Pictures stay out of this copy, which runs from the first line of the material through the line containing "84, root: 117".

• [Data]
● ● ● ●
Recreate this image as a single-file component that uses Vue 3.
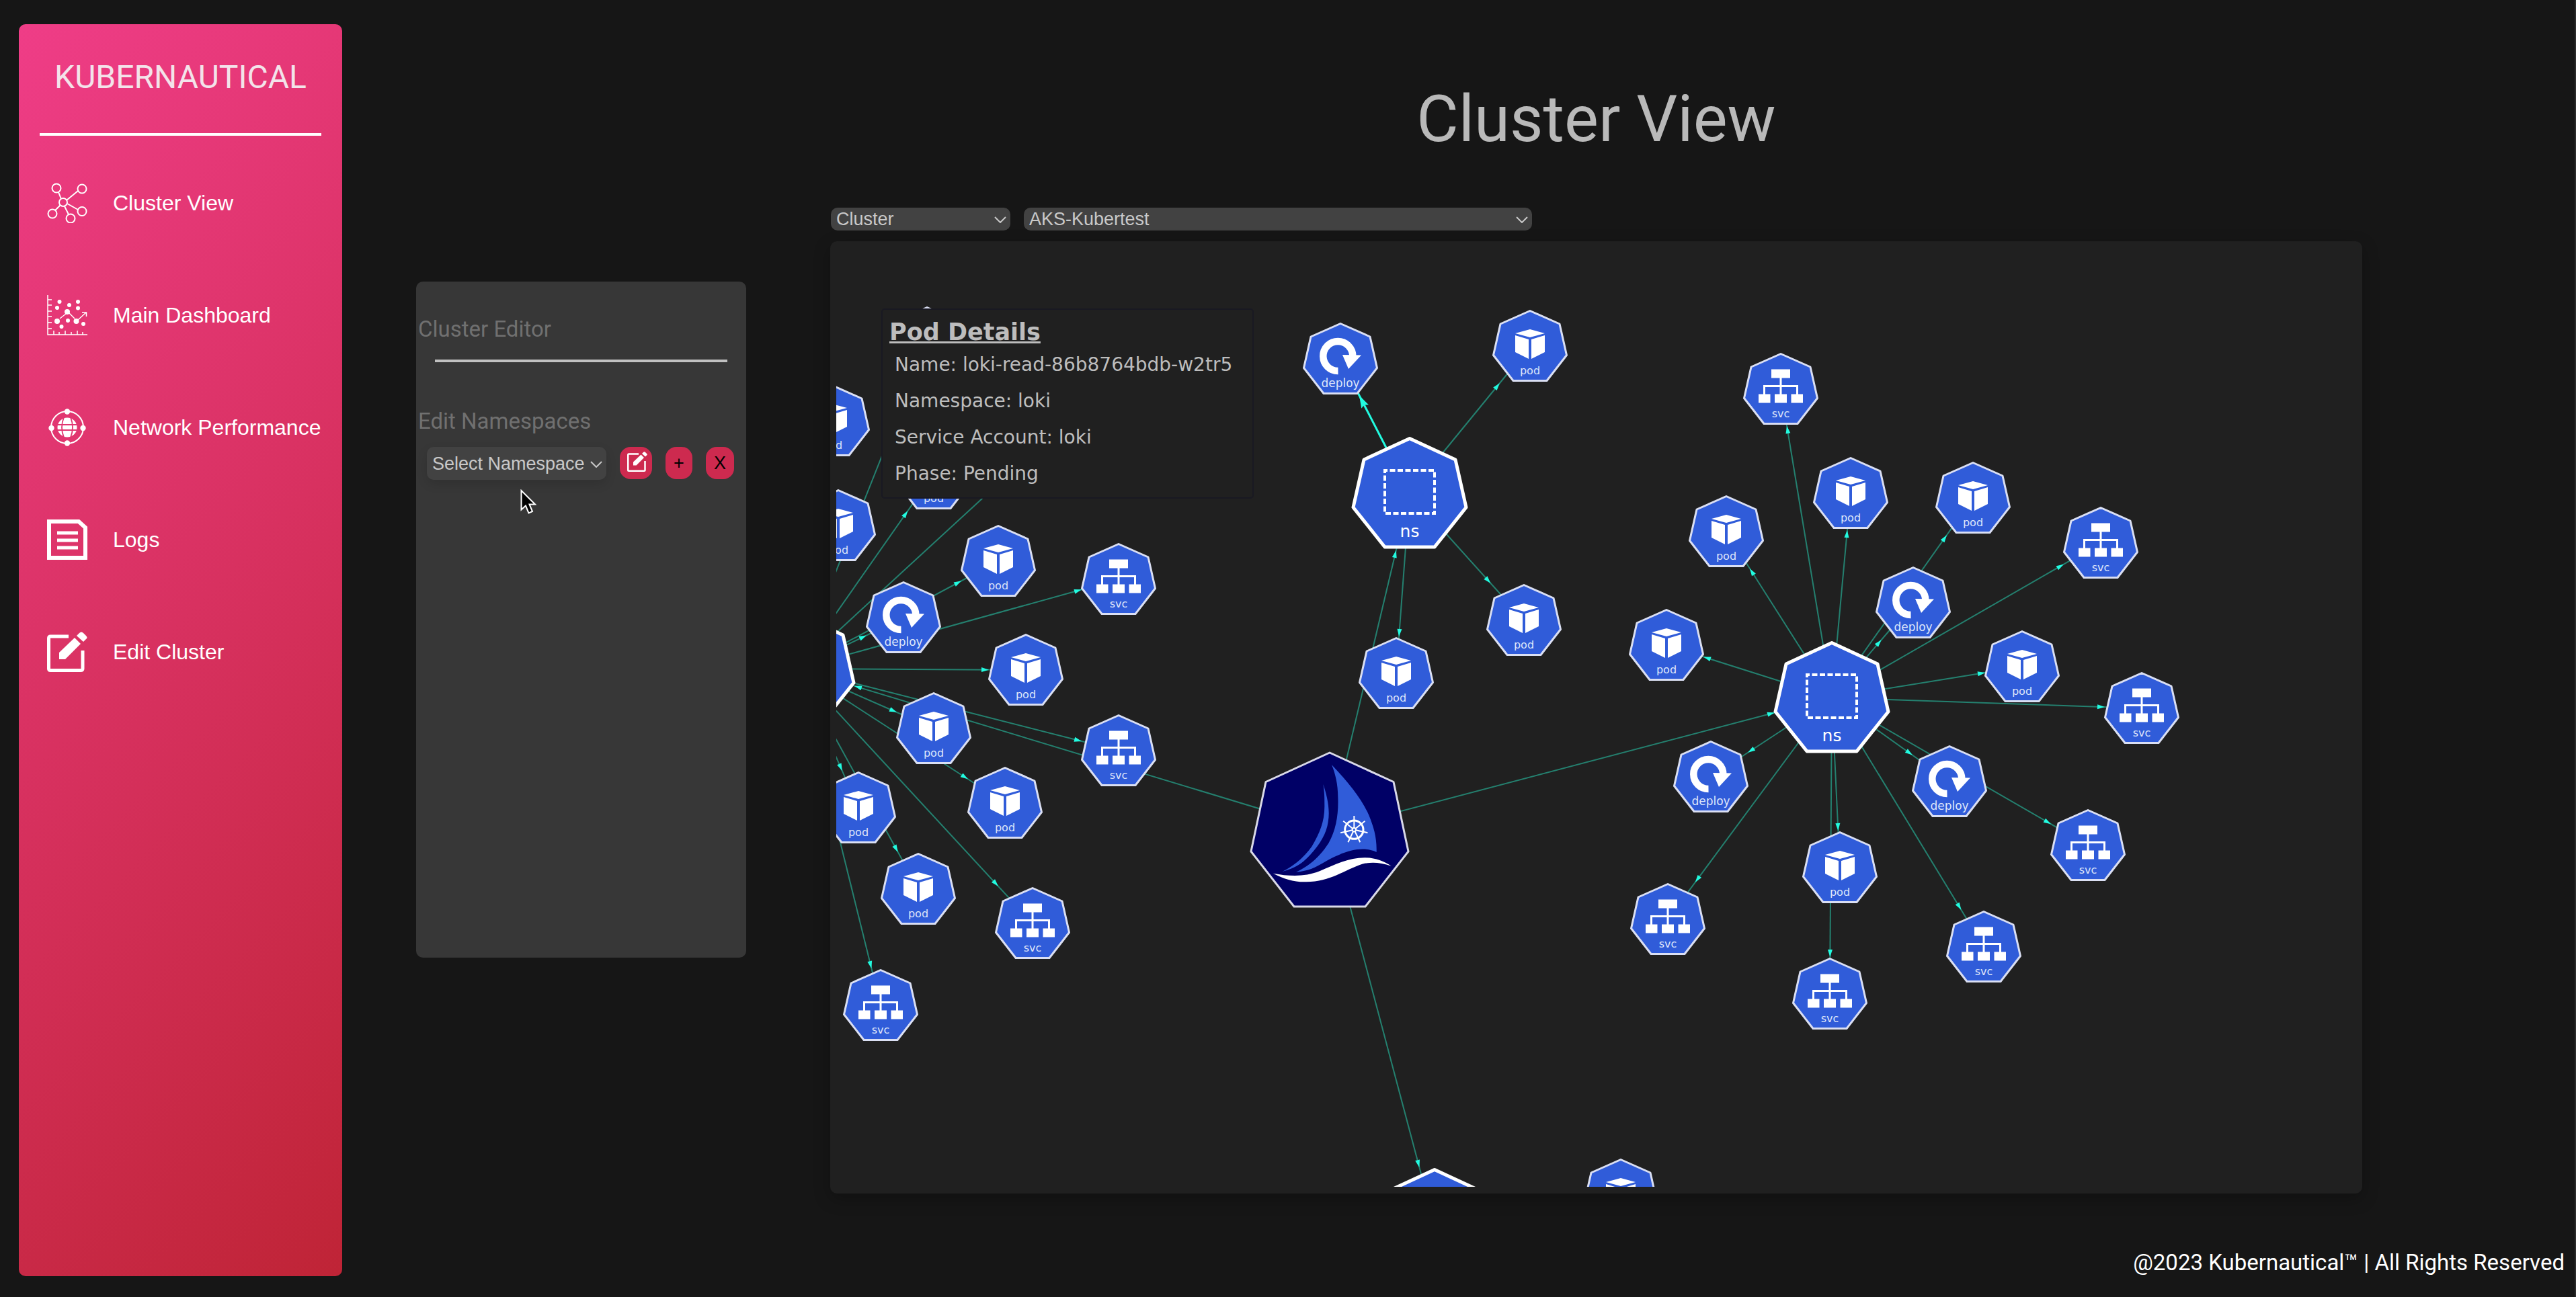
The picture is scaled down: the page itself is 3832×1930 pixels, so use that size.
<script setup>
import { ref } from 'vue'

const view = ref('Cluster')
const cluster = ref('AKS-Kubertest')
const namespace = ref('')

const navItems = [
  { label: 'Cluster View', icon: 'cluster' },
  { label: 'Main Dashboard', icon: 'dashboard' },
  { label: 'Network Performance', icon: 'network' },
  { label: 'Logs', icon: 'logs' },
  { label: 'Edit Cluster', icon: 'edit' }
]

const podDetails = [
  'Name: loki-read-86b8764bdb-w2tr5',
  'Namespace: loki',
  'Service Account: loki',
  'Phase: Pending'
]

// Visible part of the panned graph, and the area that the tooltip covers.
const viewport = { left: 1244, top: 368, right: 3505, bottom: 1766 }
const covered = { left: 1311, top: 459, right: 1865, bottom: 742 }

// Half of each node type's square bounding box; x is the centre, y the top of the shape.
const halfSize = { pod: 54, svc: 54, deploy: 54, ns: 84, root: 117 }

const namespaces = [
  {
    x: 1186, y: 911,
    children: [
      ['pod', 1379, 456], ['pod', 1600, 560], ['pod', 1238, 572], ['pod', 1389, 651],
      ['pod', 1247, 728], ['pod', 1485, 781], ['svc', 1664, 808], ['deploy', 1344, 865],
      ['pod', 1526, 943], ['svc', 1664, 1063], ['pod', 1389, 1030], ['pod', 1495, 1141],
      ['pod', 1366, 1269], ['pod', 1277, 1148], ['svc', 1536, 1320], ['svc', 1310, 1442]
    ]
  },
  {
    x: 2097, y: 650,
    children: [
      ['deploy', 1994, 480, true], ['pod', 2276, 461], ['pod', 2267, 869], ['pod', 2077, 948]
    ]
  },
  {
    x: 2725, y: 954,
    children: [
      ['svc', 2649, 525], ['pod', 2753, 680], ['pod', 2935, 687], ['pod', 2568, 737],
      ['svc', 3125, 754], ['deploy', 2846, 843], ['pod', 2479, 906], ['pod', 3008, 938],
      ['svc', 3186, 1000], ['deploy', 2545, 1102], ['svc', 3106, 1204], ['deploy', 2900, 1109],
      ['svc', 2481, 1314], ['svc', 2951, 1355], ['svc', 2722, 1425], ['pod', 2737, 1237]
    ]
  },
  { x: 2134, y: 1738, children: [] }
]

const root = { type: 'root', x: 1978, y: 1118 }
const nodes = [root]
const edges = []

function connect(from, to, strong = false) {
  const y1 = from.y + halfSize[from.type]
  const y2 = to.y + halfSize[to.type]
  const dx = to.x - from.x
  const dy = y2 - y1
  const box = halfSize[to.type] + 2
  const t = box / Math.max(Math.abs(dx), Math.abs(dy))
  edges.push({
    x1: from.x, y1, x2: to.x, y2, strong,
    tipX: to.x - dx * t,
    tipY: y2 - dy * t,
    angle: Math.atan2(dy, dx) * 180 / Math.PI
  })
}

for (const group of namespaces) {
  const ns = { type: 'ns', x: group.x, y: group.y }
  connect(root, ns)
  for (const [type, x, y, strong] of group.children) {
    const node = { type, x, y }
    connect(ns, node, strong)
    nodes.push(node)
  }
  nodes.push(ns)
}
nodes.push({ type: 'pod', x: 2411, y: 1724 })

function labelY(node) {
  return node.type === 'ns' ? 149 : 96
}

// A label is drawn only where some of it can be seen.
function hasLabel(node) {
  if (node.type === 'root') return false
  const baseline = node.y + labelY(node)
  if (node.x + 16 < viewport.left || baseline > viewport.bottom) return false
  return !(node.x > covered.left && node.x < covered.right && baseline > covered.top && baseline < covered.bottom)
}

const spokes = Array.from({ length: 7 }, (_, i) => i * 360 / 7)
</script>

<template>
  <div class="app">
    <aside class="sidebar">
      <h2 class="brand">KUBERNAUTICAL</h2>
      <hr class="brand-rule">
      <nav class="nav">
        <a v-for="item in navItems" :key="item.label" class="nav-link" href="#">
          <svg class="nav-icon" viewBox="0 0 60 60" aria-hidden="true">
            <g v-if="item.icon === 'cluster'" fill="none" stroke="#fff" stroke-width="2">
              <path d="M17 14 21 24M29 26 46 12M20 33 12 41M26 35 32 47M30 31 46 40" />
              <circle cx="24" cy="29" r="6" /><circle cx="14" cy="8" r="6.5" />
              <circle cx="52" cy="9" r="6.5" /><circle cx="8" cy="46" r="6.5" />
              <circle cx="52" cy="42.5" r="6.5" /><circle cx="35" cy="53" r="6.5" />
            </g>
            <g v-else-if="item.icon === 'dashboard'" fill="#fff" stroke="#fff" stroke-width="1.5">
              <path fill="none" d="M1 0V59H60M1 7H7M1 15H7M1 24H7M1 32H7M1 41H7M1 50H7M10 53V59M18 55V59M27 53V59M36 55V59M45 53V59M53 55V59M19 35 28 28M33 27 41 35M46 37 58 26M52 26H58.500V32" />
              <g stroke="none">
                <circle cx="15" cy="39" r="4" /><circle cx="30" cy="25" r="4" /><circle cx="43.500" cy="39" r="4" />
                <circle cx="18.500" cy="10" r="3" /><circle cx="15" cy="19" r="3" /><circle cx="33" cy="15" r="3" />
                <circle cx="46" cy="10" r="3" /><circle cx="46" cy="19.500" r="3" /><circle cx="31" cy="38" r="3" />
                <circle cx="21.500" cy="47" r="3" /><circle cx="54" cy="43" r="3" />
              </g>
            </g>
            <g v-else-if="item.icon === 'network'">
              <circle cx="30" cy="30" r="24" fill="none" stroke="#fff" stroke-width="2" />
              <g fill="#fff">
                <circle cx="30" cy="6.500" r="4.200" /><circle cx="30" cy="53.500" r="4.200" />
                <circle cx="6.500" cy="31" r="4.200" /><circle cx="53.500" cy="31" r="4.200" />
                <circle cx="30" cy="30" r="14.500" />
              </g>
              <path fill="none" stroke="#e23671" stroke-width="1.800" d="M15 26H45M15 34H45M25 15Q19 30 25 45M35 15Q41 30 35 45" />
            </g>
            <g v-else-if="item.icon === 'logs'" fill="none" stroke="#fff">
              <path stroke-width="6" d="M3 3H47L57 12V57H3Z" />
              <path stroke-width="5" d="M15 20H46M15 31H46M15 42H46" />
            </g>
            <g v-else>
              <path fill="none" stroke="#fff" stroke-width="5" d="M32 7H5Q2.500 7 2.500 10V55Q2.500 57.500 5 57.500H50Q53 57.500 53 55V28" />
              <path fill="#fff" d="M18 41V31L41 9 50 18 27 41ZM44 6 48 2Q51-1 54 2L58 6Q61 9 58 11L54 15Z" />
            </g>
          </svg>
          <span>{{ item.label }}</span>
        </a>
      </nav>
    </aside>

    <div class="content">
      <div class="workspace">
        <section class="editor">
          <h3 class="editor-heading">Cluster Editor</h3>
          <hr class="editor-rule">
          <h3 class="editor-heading editor-sub">Edit Namespaces</h3>
          <div class="editor-row">
            <div class="select-box namespace-box">
              <select v-model="namespace" class="select namespace-select" aria-label="Select Namespace">
                <option value="">Select Namespace</option>
              </select>
              <svg class="chevron" viewBox="0 0 18 10" aria-hidden="true"><path d="M1 1 9 9 17 1" /></svg>
            </div>
            <button class="action action-edit" type="button" aria-label="Edit namespace">
              <svg class="action-icon" viewBox="0 0 60 60" aria-hidden="true">
                <path fill="none" stroke="#fff" stroke-width="5" d="M34 7H5Q2.500 7 2.500 10V55Q2.500 57.500 5 57.500H50Q53 57.500 53 55V28" />
                <path fill="#fff" d="M18 41V31L41 9 50 18 27 41ZM44 6 48 2Q51-1 54 2L58 6Q61 9 58 11L54 15Z" />
              </svg>
            </button>
            <button class="action action-add" type="button">+</button>
            <button class="action action-remove" type="button">X</button>
          </div>
          <svg class="pointer" viewBox="0 0 24 37" aria-hidden="true">
            <path d="M1.500 2V30.500L8 24.500 12.500 35.500 18 33 13.500 22.500H22Z" />
          </svg>
        </section>

        <main class="main">
          <h1 class="title">Cluster View</h1>
          <div class="filters">
            <div class="select-box view-box">
              <select v-model="view" class="select" aria-label="View">
                <option>Cluster</option>
              </select>
              <svg class="chevron" viewBox="0 0 18 10" aria-hidden="true"><path d="M1 1 9 9 17 1" /></svg>
            </div>
            <div class="select-box cluster-box">
              <select v-model="cluster" class="select" aria-label="Cluster">
                <option>AKS-Kubertest</option>
              </select>
              <svg class="chevron" viewBox="0 0 18 10" aria-hidden="true"><path d="M1 1 9 9 17 1" /></svg>
            </div>
          </div>

          <div class="graph">
            <svg class="canvas" viewBox="1244 368 2261 1398">
              <defs>
                <g id="shape">
                  <path d="M0 1.500 44 21 54.500 67.500 25 105.500H-25L-54.500 67.500-44 21Z" fill="#305cd9" stroke="#dadff3" stroke-width="3" stroke-linejoin="round" />
                </g>
                <g id="pod">
                  <use href="#shape" />
                  <path fill="#fff" d="M0 29 22 35 0 41-22 35ZM-22 38-2 44V73L-22 63ZM22 38 2 44V73L22 63Z" />
                </g>
                <g id="svc">
                  <use href="#shape" />
                  <path fill="#fff" d="M-14 24.500H14V37.500H-14ZM-33 61.500H-15.500V74.500H-33ZM-9 61.500H9V74.500H-9ZM15.500 61.500H33V74.500H15.500Z" />
                  <path fill="none" stroke="#fff" stroke-width="3" d="M0 37V62M-24.500 62V49.500H24.500V62" />
                </g>
                <g id="deploy">
                  <use href="#shape" />
                  <path fill="none" stroke="#fff" stroke-width="10.500" d="M-3.500 72A22 22 0 1 1 18.300 50" />
                  <path fill="#fff" d="M3 48 31 48.500 12 69Z" />
                </g>
                <g id="ns">
                  <path d="M0 2.500 68 34 84 105 37 164H-37L-84 105-68 34Z" fill="#305cd9" stroke="#fff" stroke-width="5" stroke-linejoin="round" />
                  <rect x="-37" y="50" width="74" height="64" fill="none" stroke="#fff" stroke-width="4" stroke-dasharray="8 3.500" stroke-dashoffset="4" />
                </g>
                <g id="root">
                  <path d="M0 2 95 45.500 117 149 53 231H-53L-117 149-95 45.500Z" fill="#000066" stroke="#d9d9e8" stroke-width="3" stroke-linejoin="round" />
                  <g transform="scale(.3333) translate(-415 -55)">
                    <path fill="#305cd9" d="M386 202C402 250 418 310 408 370C400 430 360 490 300 545C270 570 240 583 203 592C250 570 300 530 335 480C370 420 392 370 392 300C392 262 392 240 386 202Z" />
                    <path fill="#305cd9" d="M424 115C500 195 560 270 590 340C612 395 626 440 624 505C560 475 480 500 400 545C350 575 320 590 265 594C340 560 380 510 410 465C445 405 455 330 452 260C452 200 440 155 424 115Z" />
                    <path fill="#fff" d="M163 600C230 612 300 618 370 590C440 560 500 530 570 530C620 530 655 545 690 567C640 550 600 548 560 558C480 585 420 636 310 638C260 640 210 625 163 600Z" />
                    <g transform="translate(524 405)" stroke="#fff" fill="none">
                      <circle r="41" stroke-width="9" />
                      <circle r="8" stroke-width="6" />
                      <g v-for="a in spokes" :key="a" :transform="`rotate(${a})`">
                        <path stroke-width="6" d="M0-8V-62" />
                      </g>
                    </g>
                  </g>
                </g>
              </defs>

              <g v-for="(e, i) in edges" :key="'e' + i" :class="['edge', { strong: e.strong }]">
                <line :x1="e.x1" :y1="e.y1" :x2="e.x2" :y2="e.y2" />
                <path
                  :d="e.strong ? 'M2 0-17-6-14 0-17 6Z' : 'M1 0-10-3.500V3.500Z'"
                  :transform="`translate(${e.tipX} ${e.tipY}) rotate(${e.angle})`"
                />
              </g>

              <g v-for="(n, i) in nodes" :key="'n' + i" :transform="`translate(${n.x} ${n.y})`">
                <use :href="'#' + n.type" />
                <text v-if="hasLabel(n)" :class="['label', 'label-' + n.type]" :y="labelY(n)">{{ n.type }}</text>
              </g>
            </svg>

            <div class="tooltip" role="tooltip">
              <h4 class="tooltip-title">Pod Details</h4>
              <p v-for="line in podDetails" :key="line" class="tooltip-line">{{ line }}</p>
            </div>
          </div>
        </main>
      </div>
      <footer class="footer">@2023 Kubernautical™ | All Rights Reserved</footer>
    </div>
  </div>
</template>

<style>
body {
  background: #161616;
}
</style>

<style scoped>
.app {
  box-sizing: border-box;
  display: flex;
  min-height: 100vh;
  padding-left: 28px;
  border-right: 2px solid #2c2c2c;
  background: #161616;
  font-family: Roboto, "Liberation Sans", sans-serif;
}

h1, h2, h3, h4, p, hr {
  margin: 0;
  border: 0;
  font-weight: 400;
}

.sidebar {
  box-sizing: border-box;
  flex: 0 0 481px;
  margin: 36px 0 31px;
  padding: 51px 31px 0;
  border-radius: 10px;
  background: linear-gradient(135deg, #ef3d87, #bf2436);
}

.brand {
  color: #f3e3ea;
  font-size: 48px;
  line-height: 56px;
  text-align: center;
}

.brand-rule {
  height: 4px;
  margin-top: 55px;
  background: #fff;
}

.nav {
  display: flex;
  flex-direction: column;
  gap: 107px;
  margin: 70px 0 0 11px;
}

.nav-link {
  display: flex;
  align-items: center;
  gap: 38px;
  color: #fff;
  font: 32px/40px "Liberation Sans", Arial, sans-serif;
  text-decoration: none;
  white-space: nowrap;
}

.nav-icon {
  flex: none;
  width: 60px;
  height: 60px;
}

.content {
  display: flex;
  flex: 1;
  flex-direction: column;
  min-width: 0;
}

.workspace {
  display: flex;
  align-items: flex-start;
  gap: 125px;
  padding: 121px 316px 0 110px;
}

.editor {
  position: relative;
  box-sizing: border-box;
  flex: 0 0 491px;
  min-height: 1006px;
  margin-top: 298px;
  padding-top: 52px;
  border-radius: 10px;
  background: #373737;
}

.editor-heading {
  padding-left: 3px;
  color: #707070;
  font-size: 33px;
  line-height: 38px;
}

.editor-rule {
  height: 4px;
  margin: 26px 28px 0;
  background: #c0c0c0;
}

.editor-sub {
  margin-top: 69px;
}

.editor-row {
  display: flex;
  gap: 20px;
  margin: 19px 0 0 16px;
}

.select-box {
  position: relative;
  display: flex;
}

.select {
  width: 100%;
  height: 34px;
  padding: 0 8px;
  border: 0;
  border-radius: 10px;
  appearance: none;
  background: #424242;
  color: #c9c9c9;
  font: 27px/34px "Liberation Sans", Arial, sans-serif;
}

.namespace-select {
  height: 49px;
  box-shadow: 0 6px 16px rgba(0, 0, 0, 0.12);
}

.namespace-box {
  width: 267px;
}

.chevron {
  position: absolute;
  top: 50%;
  right: 6px;
  width: 18px;
  height: 10px;
  margin-top: -4px;
  fill: none;
  stroke: #c9c9c9;
  stroke-width: 2;
  pointer-events: none;
}

.action {
  display: flex;
  align-items: center;
  justify-content: center;
  height: 48px;
  padding: 0;
  border: 0;
  border-radius: 16px;
  background: #cd2a4f;
  color: #000;
  font: 27px/32px "Liberation Sans", Arial, sans-serif;
}

.action-edit {
  width: 48px;
}

.action-add {
  width: 40px;
}

.action-remove {
  width: 42px;
}

.action-icon {
  width: 30px;
  height: 30px;
  margin: 0 0 4px 4px;
}

.pointer {
  position: absolute;
  top: 309px;
  left: 155px;
  width: 24px;
  height: 37px;
  fill: #000;
  stroke: #fff;
  stroke-width: 2;
}

.main {
  flex: 1;
  min-width: 0;
}

.title {
  color: #b9b9b9;
  font-size: 96px;
  line-height: 112px;
  text-align: center;
}

.filters {
  display: flex;
  gap: 20px;
  margin-top: 76px;
  padding-left: 1px;
}

.view-box {
  width: 267px;
}

.cluster-box {
  width: 756px;
}

.graph {
  position: relative;
  margin-top: 16px;
  padding: 9px 9px 10px;
  border-radius: 10px;
  background: #202020;
  box-shadow: 0 8px 24px rgba(0, 0, 0, 0.25);
}

.canvas {
  display: block;
  width: 100%;
}

.edge line {
  stroke: #24806f;
  stroke-width: 2;
}

.edge path {
  fill: #22fbe0;
}

.strong line {
  stroke: #22fbe0;
  stroke-width: 3;
}

.label {
  fill: #dfe6fa;
  font-family: "DejaVu Sans", sans-serif;
  font-size: 16px;
  text-anchor: middle;
}

.label-deploy {
  font-size: 17px;
}

.label-ns {
  fill: #fff;
  font-size: 25px;
}

.tooltip {
  position: absolute;
  top: 100px;
  left: 76px;
  box-sizing: border-box;
  width: 554px;
  height: 283px;
  padding: 11px 10px 0;
  border: 2px solid #191922;
  border-radius: 5px;
  background: #202020;
  color: #bdbdbd;
  font-family: "DejaVu Sans", sans-serif;
  white-space: nowrap;
}

.tooltip-title {
  font-size: 35px;
  font-weight: 700;
  line-height: 44px;
  text-decoration: underline;
}

.tooltip-line {
  padding-left: 8px;
  font-size: 28px;
  line-height: 54px;
}

.footer {
  margin-top: auto;
  padding: 0 15px 31px 0;
  color: #fff;
  font-size: 33px;
  line-height: 40px;
  text-align: right;
}
</style>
● ● ● ●
• [Exercise response]
Recreate this image as a single-file component that uses Vue 3.
The picture is scaled down: the page itself is 3832×1930 pixels, so use that size.
<script setup>
import { ref } from 'vue'

const view = ref('Cluster')
const cluster = ref('AKS-Kubertest')
const namespace = ref('')

const navItems = [
  { label: 'Cluster View', icon: 'cluster' },
  { label: 'Main Dashboard', icon: 'dashboard' },
  { label: 'Network Performance', icon: 'network' },
  { label: 'Logs', icon: 'logs' },
  { label: 'Edit Cluster', icon: 'edit' }
]

const podDetails = [
  'Name: loki-read-86b8764bdb-w2tr5',
  'Namespace: loki',
  'Service Account: loki',
  'Phase: Pending'
]

// Visible part of the panned graph, and the area that the tooltip covers.
const viewport = { left: 1244, top: 368, right: 3505, bottom: 1766 }
const covered = { left: 1311, top: 459, right: 1865, bottom: 742 }

// Half of each node type's square bounding box; x is the centre, y the top of the shape.
const halfSize = { pod: 54, svc: 54, deploy: 54, ns: 84, root: 117 }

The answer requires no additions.